In a few other places in the world, including the Netherlands, methane gas escaping naturally from seeps is being captured and used as an energy source. Walter says that there is potential to apply this on a local scale in places such as Alaskan villages, thereby harnessing the natural gas and reducing the need to ship diesel fuels to remote locations.

But while such efforts at reining in methane march forward, energy prospectors are exploring how they might be able to tap vast stores of the gas on the sea floor — a practice that could potentially introduce sequestered gases into the environment. Rather than harnessing gases that are already escaping, this would involve mining gas hydrate reservoirs for energy. One such project between the US government and energy giant BP has begun modelling gas hydrates to determine whether the process is commercially viable. Other countries, including Japan, South Korea, China and India, are investing substantial amounts into similar research. The United States is believed to hold some 5,700 trillion cubic metres of gas hydrates — that's nearly 9,000 times the country's current annual natural gas consumption, making the resources potentially highly lucrative. But for their part, some climate researchers hope that methane clathrates will stay right where they are for a very long time. “It sounds to me technologically very difficult if not dangerous,” says White. “This is a sleeping giant that should be left asleep.”

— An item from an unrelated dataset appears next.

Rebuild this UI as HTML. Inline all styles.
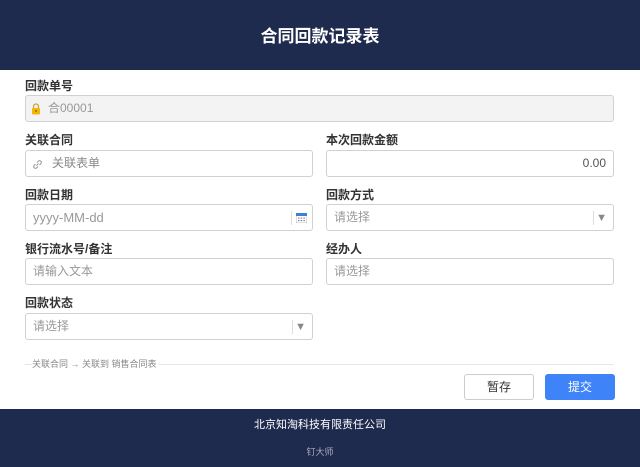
<!DOCTYPE html>
<html><head><meta charset="utf-8"><style>
*{box-sizing:border-box;margin:0;padding:0}
body{width:640px;height:467px;background:#fff;font-family:"Liberation Sans","Noto Sans CJK SC",sans-serif;position:relative;overflow:hidden}
.hdr{position:absolute;left:0;top:0;width:640px;height:70px;background:#1f2b4e;color:#fff;font-size:17px;font-weight:bold;text-align:center;line-height:74px}
.lbl{position:absolute;font-size:12px;font-weight:bold;color:#333}
.in{position:absolute;height:27px;border:1px solid #cfd1d5;border-radius:3px;font-size:12px;color:#999;line-height:25px;padding-left:7px}
.ftr{position:absolute;left:0;top:409px;width:640px;height:58px;background:#1f2b4e;text-align:center}
.btn{position:absolute;top:374px;height:26px;width:70px;border-radius:3px;font-size:12px;text-align:center;line-height:24px}
.sep{position:absolute;top:6px;width:1px;height:14px;background:#ddd}
.arr{position:absolute;right:6px;top:1px;font-size:11px;color:#888}
</style></head><body>
<div class="hdr">合同回款记录表</div>
<div class="lbl" style="left:25px;top:77px">回款单号</div>
<div class="in" style="left:25px;top:95px;width:589px;background:#f3f3f3;padding-left:22px">合00001
<svg style="position:absolute;left:5px;top:7px" width="10" height="12" viewBox="0 0 10 12"><path d="M2.5 5V3.5a2.5 2.5 0 015 0V5" fill="none" stroke="#c8a040" stroke-width="1.2"/><rect x="1" y="5" width="8" height="6.5" rx="1" fill="#f2b705"/><rect x="4.5" y="7" width="1" height="2" fill="#5a4a10"/></svg></div>
<div class="lbl" style="left:25px;top:131px">关联合同</div>
<div class="in" style="left:25px;top:150px;width:288px;padding-left:26px;color:#888">关联表单
<svg style="position:absolute;left:6px;top:8px" width="11" height="11" viewBox="0 0 11 11"><path d="M4.5 6.5l2-2M3.5 5l-1.5 1.5a1.8 1.8 0 002.5 2.5L6 7.5M7.5 6L9 4.5A1.8 1.8 0 006.5 2L5 3.5" fill="none" stroke="#999" stroke-width="1"/></svg></div>
<div class="lbl" style="left:326px;top:131px">本次回款金额</div>
<div class="in" style="left:326px;top:150px;width:288px;text-align:right;padding-right:7px;color:#555">0.00</div>
<div class="lbl" style="left:25px;top:186px">回款日期</div>
<div class="in" style="left:25px;top:204px;width:288px;font-size:13px">yyyy-MM-dd<div class="sep" style="right:20px"></div>
<svg style="position:absolute;right:5px;top:8px" width="11" height="10" viewBox="0 0 11 10"><rect x="0" y="0" width="11" height="10" rx="1" fill="#fff" stroke="#999" stroke-width=".6"/><rect x="0" y="0" width="11" height="3" fill="#3b7fd6"/><g fill="#888"><rect x="2" y="4.5" width="1.5" height="1.2"/><rect x="4.7" y="4.5" width="1.5" height="1.2"/><rect x="7.4" y="4.5" width="1.5" height="1.2"/><rect x="2" y="7" width="1.5" height="1.2"/><rect x="4.7" y="7" width="1.5" height="1.2"/><rect x="7.4" y="7" width="1.5" height="1.2"/></g></svg></div>
<div class="lbl" style="left:326px;top:186px">回款方式</div>
<div class="in" style="left:326px;top:204px;width:288px">请选择<div class="sep" style="right:19px"></div><span class="arr">▼</span></div>
<div class="lbl" style="left:25px;top:240px">银行流水号/备注</div>
<div class="in" style="left:25px;top:258px;width:288px">请输入文本</div>
<div class="lbl" style="left:326px;top:240px">经办人</div>
<div class="in" style="left:326px;top:258px;width:288px">请选择</div>
<div class="lbl" style="left:25px;top:294px">回款状态</div>
<div class="in" style="left:25px;top:313px;width:288px">请选择<div class="sep" style="right:19px"></div><span class="arr">▼</span></div>
<div style="position:absolute;left:25px;top:364px;width:589px;height:1px;background:#e6e6e6"></div>
<div style="position:absolute;left:32px;top:357px;font-size:9px;color:#888;background:#fff;padding-right:2px">关联合同 → 关联到 销售合同表</div>
<div class="btn" style="left:464px;border:1px solid #ccc;color:#333;background:#fff">暂存</div>
<div class="btn" style="left:545px;background:#3f83f8;color:#fff;border:1px solid #3f83f8">提交</div>
<div class="ftr"><div style="color:#fff;font-size:11px;margin-top:7px">北京知淘科技有限责任公司</div><div style="color:#aab;font-size:9px;margin-top:13px">钉大师</div></div>
</body></html>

For now, scientists are working quickly to answer pressing, yet basic questions, such as how much methane could be released as a result of warming, and when. “We first need sound science to use as a basis for understanding what the methane emissions are and how they may be changing right now,” says Ruppel. In the meantime, how concerned should we be about the possibility of climate catastrophe resulting from methane? “It's probably safe to say that we don't know,” says White. “But if there's a ticking bomb in the room, you'd like to know the possibility of it going off. The fact that it's there at all is unnerving.”